There are many layers of alteration, de-contextualization and re-contextualization in this exhibition which add to these conversations. The objects were originally three dimensional, then they are photographs, then the photographs are printed and manipulated as objects, then photographed again as the source material for works. The painted images are then inserted into or combined with found objects and again become three dimensional. A continuum is thus created that is perpetuated by you as visitors to the exhibition who might take further photographs and display them elsewhere on your mobile phones. The corollary to this is that an exhibition like –Arium invites all of us not only to look, but to actively participate because, as Patricia Davison (2004:14) explains with reference to curiosity collections: “The enchantment of the object…lies in its physical presence and its promise of revelation. But the unknown is revealed only through human engagement and interpretation – ideas and artefacts are inseparable.”
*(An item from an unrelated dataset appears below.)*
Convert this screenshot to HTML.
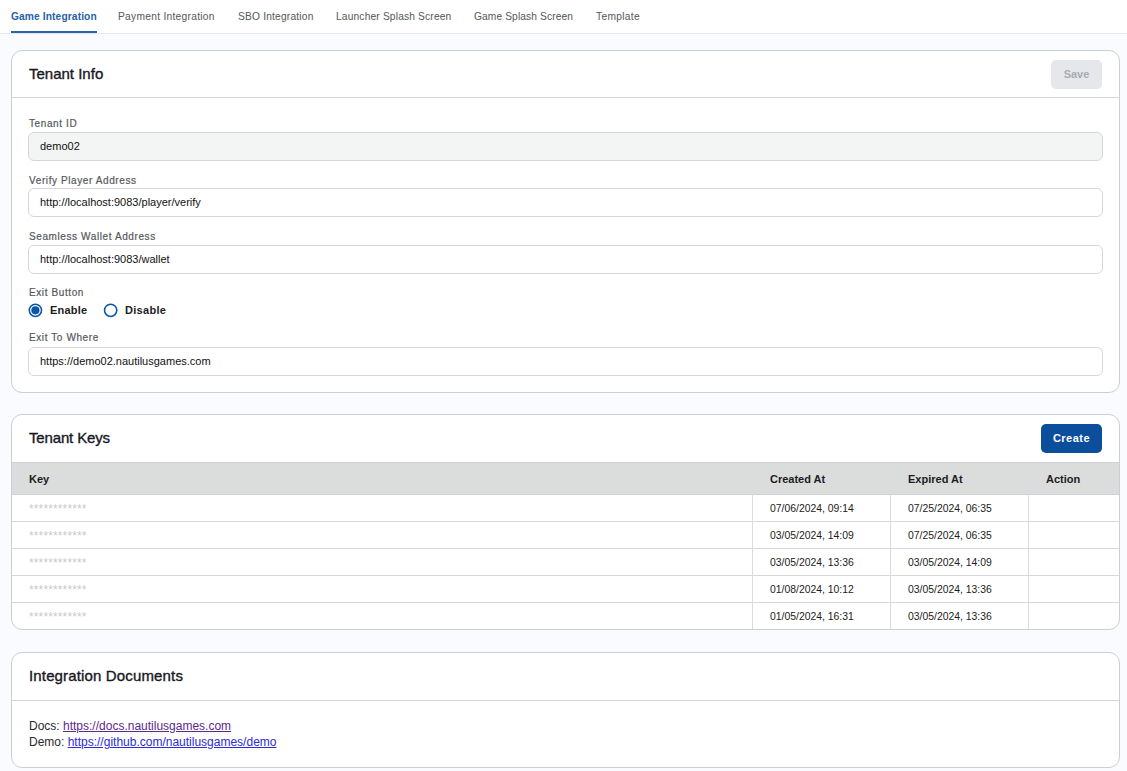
<!DOCTYPE html>
<html>
<head>
<meta charset="utf-8">
<style>
*{box-sizing:border-box;margin:0;padding:0}
html,body{width:1127px;height:771px;overflow:hidden}
body{background:#fafbfe;font-family:"Liberation Sans",sans-serif;position:relative;color:#1a1a1f}
.abs{position:absolute;white-space:nowrap}
.tabs{position:absolute;left:0;top:0;width:1127px;height:34px;background:#fff;border-bottom:1px solid #e6e8eb}
.tab{position:absolute;top:11px;font-size:10.2px;line-height:12px;color:#575b60;-webkit-text-stroke:0.05px #575b60}
.tab.active{color:#2562aa;font-weight:bold;-webkit-text-stroke:0}
.uline{position:absolute;left:11px;top:31px;width:86px;height:2px;background:#2865ac}
.card{position:absolute;left:11px;width:1109px;background:#fff;border:1px solid #cbcfd3;border-radius:11px;overflow:hidden}
.chead{position:absolute;left:0;top:0;width:100%;border-bottom:1px solid #d2d4d8}
.ctitle{position:absolute;left:17px;font-size:15px;line-height:18px;color:#18181e;-webkit-text-stroke:0.35px #18181e}
.btn{position:absolute;border-radius:5px;font-weight:bold;font-size:11px;line-height:28px;text-align:center}
.label{position:absolute;left:17px;font-size:10px;line-height:12px;color:#55585d;letter-spacing:0.6px;-webkit-text-stroke:0.2px #55585d}
.input{position:absolute;left:16px;width:1075px;height:29px;border:1px solid #d3d7dc;border-radius:6px;background:#fff}
.input span{position:absolute;left:11px;top:7px;font-size:11px;line-height:13px;color:#111}
.radio{position:absolute;width:14px;height:14px;border-radius:50%;border:1.6px solid #1f5ea8;background:#fff}
.radio.on::after{content:"";position:absolute;left:2px;top:2px;width:7px;height:7px;border-radius:50%;background:#0b55a6}
.rlabel{position:absolute;font-size:11px;line-height:13px;font-weight:bold;color:#1c1c22;letter-spacing:0.3px}
.thead{position:absolute;left:0;top:47px;width:100%;height:33px;background:#dbdcdc;border-top:1px solid #cfd2d6;border-bottom:1px solid #cfd2d6}
.th{position:absolute;font-size:11px;line-height:13px;font-weight:bold;color:#1c1c22;top:10px}
.row{position:absolute;left:0;width:100%;height:27px;border-bottom:1px solid #d5d9de}
.vline{position:absolute;top:47px;width:1px;height:167px;background:#d9dde2}
.stars{position:absolute;left:17px;font-size:12px;line-height:14px;color:#cbcbcb;top:7px;letter-spacing:0.13px}
.date{position:absolute;font-size:10.4px;line-height:12px;color:#1c1c22;top:8px}
.doc{position:absolute;left:17px;font-size:12px;line-height:16px;color:#2a2a2e}
.doc a{text-decoration:underline}
</style>
</head>
<body>
<div class="tabs">
  <div class="tab active" style="left:11px;letter-spacing:0.128px">Game Integration</div>
  <div class="tab" style="left:118px;letter-spacing:0.295px">Payment Integration</div>
  <div class="tab" style="left:238px;letter-spacing:0.202px">SBO Integration</div>
  <div class="tab" style="left:336px;letter-spacing:0.176px">Launcher Splash Screen</div>
  <div class="tab" style="left:474px;letter-spacing:0.121px">Game Splash Screen</div>
  <div class="tab" style="left:596px;letter-spacing:0.33px">Template</div>
  <div class="uline"></div>
</div>

<!-- Card 1 -->
<div class="card" style="top:50px;height:343px">
  <div class="chead" style="height:47px"></div>
  <div class="ctitle" style="top:14px">Tenant Info</div>
  <div class="btn" style="left:1039px;top:9px;width:51px;height:28.5px;background:#e5e7ea;color:#a8acb2">Save</div>

  <div class="label" style="top:67px">Tenant ID</div>
  <div class="input" style="top:81px;background:#f3f4f4"><span>demo02</span></div>

  <div class="label" style="top:124px">Verify Player Address</div>
  <div class="input" style="top:137px"><span>http://localhost:9083/player/verify</span></div>

  <div class="label" style="top:180px">Seamless Wallet Address</div>
  <div class="input" style="top:194px"><span>http://localhost:9083/wallet</span></div>

  <div class="label" style="top:236px">Exit Button</div>
  
  <div class="rlabel" style="left:38px;top:253px;letter-spacing:0.2px">Enable</div>
  
  <div class="rlabel" style="left:113px;top:253px">Disable</div>

  <div class="label" style="top:281px">Exit To Where</div>
  <div class="input" style="top:296px"><span>https://demo02.nautilusgames.com</span></div>
</div>

<!-- Card 2 -->
<div class="card" style="top:414px;height:216px">
  <div class="ctitle" style="top:14px;letter-spacing:-0.15px">Tenant Keys</div>
  <div class="btn" style="left:1029px;top:9px;width:61px;height:28.5px;background:#0b4f9c;color:#fff;letter-spacing:0.5px">Create</div>
  <div class="thead">
    <div class="th" style="left:17px">Key</div>
    <div class="th" style="left:758px">Created At</div>
    <div class="th" style="left:896px">Expired At</div>
    <div class="th" style="left:1034px">Action</div>
  </div>
  <div class="row" style="top:80px"><div class="stars">************</div><div class="date" style="left:758px">07/06/2024, 09:14</div><div class="date" style="left:896px">07/25/2024, 06:35</div></div>
  <div class="row" style="top:107px"><div class="stars">************</div><div class="date" style="left:758px">03/05/2024, 14:09</div><div class="date" style="left:896px">07/25/2024, 06:35</div></div>
  <div class="row" style="top:134px"><div class="stars">************</div><div class="date" style="left:758px">03/05/2024, 13:36</div><div class="date" style="left:896px">03/05/2024, 14:09</div></div>
  <div class="row" style="top:161px"><div class="stars">************</div><div class="date" style="left:758px">01/08/2024, 10:12</div><div class="date" style="left:896px">03/05/2024, 13:36</div></div>
  <div class="row" style="top:188px;border-bottom:none"><div class="stars">************</div><div class="date" style="left:758px">01/05/2024, 16:31</div><div class="date" style="left:896px">03/05/2024, 13:36</div></div>
  <div class="vline" style="left:740px"></div>
  <div class="vline" style="left:878px"></div>
  <div class="vline" style="left:1016px"></div>
</div>

<!-- Card 3 -->
<div class="card" style="top:652px;height:116px">
  <div class="chead" style="height:48px"></div>
  <div class="ctitle" style="top:14px;letter-spacing:0.15px">Integration Documents</div>
  <div class="doc" style="top:65px">Docs: <a style="color:#5a2a8c">https://docs.nautilusgames.com</a></div>
  <div class="doc" style="top:81px">Demo: <a style="color:#2b2bd9">https://github.com/nautilusgames/demo</a></div>
</div>
<svg class="abs" style="left:25px;top:300px" width="22" height="20" viewBox="0 0 22 20"><circle cx="10.4" cy="10.3" r="6.15" fill="#fff" stroke="#0b55a5" stroke-width="1.55"/><circle cx="10.4" cy="10.3" r="4.1" fill="#0b55a5"/></svg>
<svg class="abs" style="left:100px;top:300px" width="22" height="20" viewBox="0 0 22 20"><circle cx="10.65" cy="10.3" r="6.15" fill="#fff" stroke="#0b55a5" stroke-width="1.55"/></svg>
</body>
</html>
I am sure you will all enjoy contemplating the imaginative minutiae found in this contemporary curiosity cabinet as much as I have, and I would like to conclude by congratulating Jaco on an intellectually challenging, fascinating and thought provoking exhibition. But beyond the conceptual rigour of his creations these are also beautifully crafted artworks, exhibiting the meticulous finish we have come to expect from Jaco’s work and evoking the precious nature of collectable treasures. Well done Jaco and I am honoured that you asked me to open your wonderful exhibition.